In 1964, Charles Lindbergh wrote an article for Readers’ Digest entitled, “Is Civilization Progress?” in which he wrote: “In the jungles of Africa, I became more aware of the basic miracle of life. … Lying under an acacia tree with the sounds of dawn around me, I realized more clearly facts that man should never overlook: that the construction of an airplane … is simple when compared to the evolutionary achievement of a bird; that airplanes depend upon an advanced civilization; and that where civilization is most advanced, few birds exist. I realized that if I had to choose, I would rather have birds than airplanes.”

Patty Wagstaff flies one of the most thrilling, low-level aerobatic routines in the world. She is a six-time member of the US Aerobatic Team and has won medals in Olympic-level international aerobatic competitions. She is the first woman to win the title of US National Aerobatic champion and one of the few people to win it three times.
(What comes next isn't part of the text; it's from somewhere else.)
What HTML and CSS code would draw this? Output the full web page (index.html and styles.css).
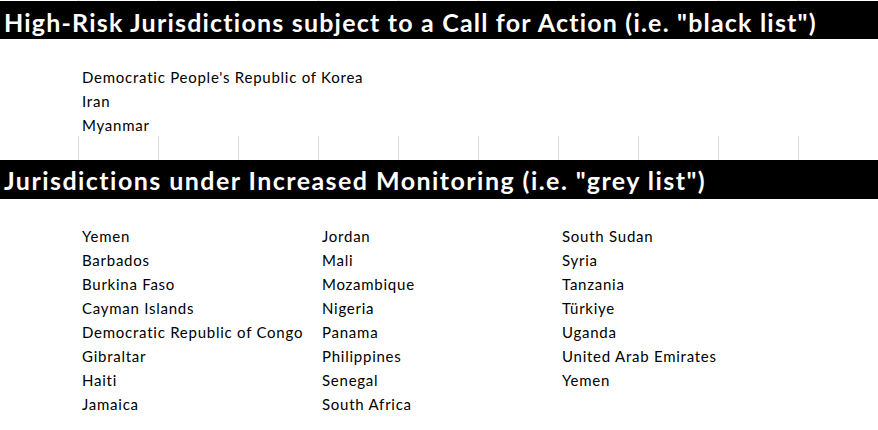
FILE: index.html
```html
<!DOCTYPE html>
<html>
<head>
<meta charset="utf-8">
<link rel="stylesheet" href="styles.css">
</head>
<body>
<div class="sheet">
  <div class="gridrow thin"></div>
  <div class="bar first">High-Risk Jurisdictions subject to a Call for Action (i.e. "black list")</div>
  <div class="spacer"></div>
  <div class="list single">
    <div class="cell">Democratic People's Republic of Korea</div>
    <div class="cell">Iran</div>
    <div class="cell">Myanmar</div>
  </div>
  <div class="gridrow tall"></div>
  <div class="bar second">Jurisdictions under Increased Monitoring (i.e. "grey list")</div>
  <div class="spacer short"></div>
  <div class="list triple">
    <div class="col">
      <div class="cell">Yemen</div>
      <div class="cell">Barbados</div>
      <div class="cell">Burkina Faso</div>
      <div class="cell">Cayman Islands</div>
      <div class="cell">Democratic Republic of Congo</div>
      <div class="cell">Gibraltar</div>
      <div class="cell">Haiti</div>
      <div class="cell">Jamaica</div>
    </div>
    <div class="col">
      <div class="cell">Jordan</div>
      <div class="cell">Mali</div>
      <div class="cell">Mozambique</div>
      <div class="cell">Nigeria</div>
      <div class="cell">Panama</div>
      <div class="cell">Philippines</div>
      <div class="cell">Senegal</div>
      <div class="cell">South Africa</div>
    </div>
    <div class="col">
      <div class="cell">South Sudan</div>
      <div class="cell">Syria</div>
      <div class="cell">Tanzania</div>
      <div class="cell">Türkiye</div>
      <div class="cell">Uganda</div>
      <div class="cell">United Arab Emirates</div>
      <div class="cell">Yemen</div>
    </div>
  </div>
</div>
</body>
</html>
```
FILE: styles.css
```css
html, body {
  margin: 0;
  padding: 0;
  background: #ffffff;
}
.sheet {
  width: 878px;
  height: 430px;
  overflow: hidden;
  font-family: Lato, "Open Sans", sans-serif;
  color: #000000;
}
.gridrow {
  background: repeating-linear-gradient(to right, transparent 0 78px, #dadada 78px 79px, transparent 79px 80px);
}
.gridrow.thin { height: 1px; }
.gridrow.tall { height: 24px; }
.bar {
  background: #000000;
  color: #ffffff;
  font-weight: 700;
  font-size: 25px;
  letter-spacing: 1.2px;
  line-height: 36px;
  padding-left: 4px;
  box-sizing: border-box;
  white-space: nowrap;
}
.bar.first { height: 38px; padding-top: 3px; }
.bar.second { height: 39px; padding-top: 2px; letter-spacing: 1.45px; }
.spacer { height: 25px; }
.spacer.short { height: 24px; }
.list {
  padding-left: 82px;
  font-size: 15px;
  letter-spacing: 0.75px;
}
.list.triple {
  display: grid;
  grid-template-columns: 240px 240px 240px;
}
.cell {
  height: 24px;
  line-height: 24px;
  padding-top: 1px;
  box-sizing: border-box;
  white-space: nowrap;
}
```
The Lindbergh Foundation www.lindberghfoundation.org> is a public 501(c)(3) nonprofit organization, based in Anoka, Minnesota, which supports great innovations that foster the environment for a planet in balance. The Lindbergh Foundation also values individual initiative and accomplishments. Its programs are devoted to supporting, honoring, and educating individuals, through three major programs: the annual honorary Lindbergh Award, presented to individuals for significant contributions toward applying technological solutions to improve our environment in their work; the Lindbergh Grants program, which provides grants in amounts up to $10,580 (the cost of building the Spirit of St. Louis in 1927) for research or education projects that will make important contributions to the technology/environment balance; and a variety of educational events and publications centered on the balance theme.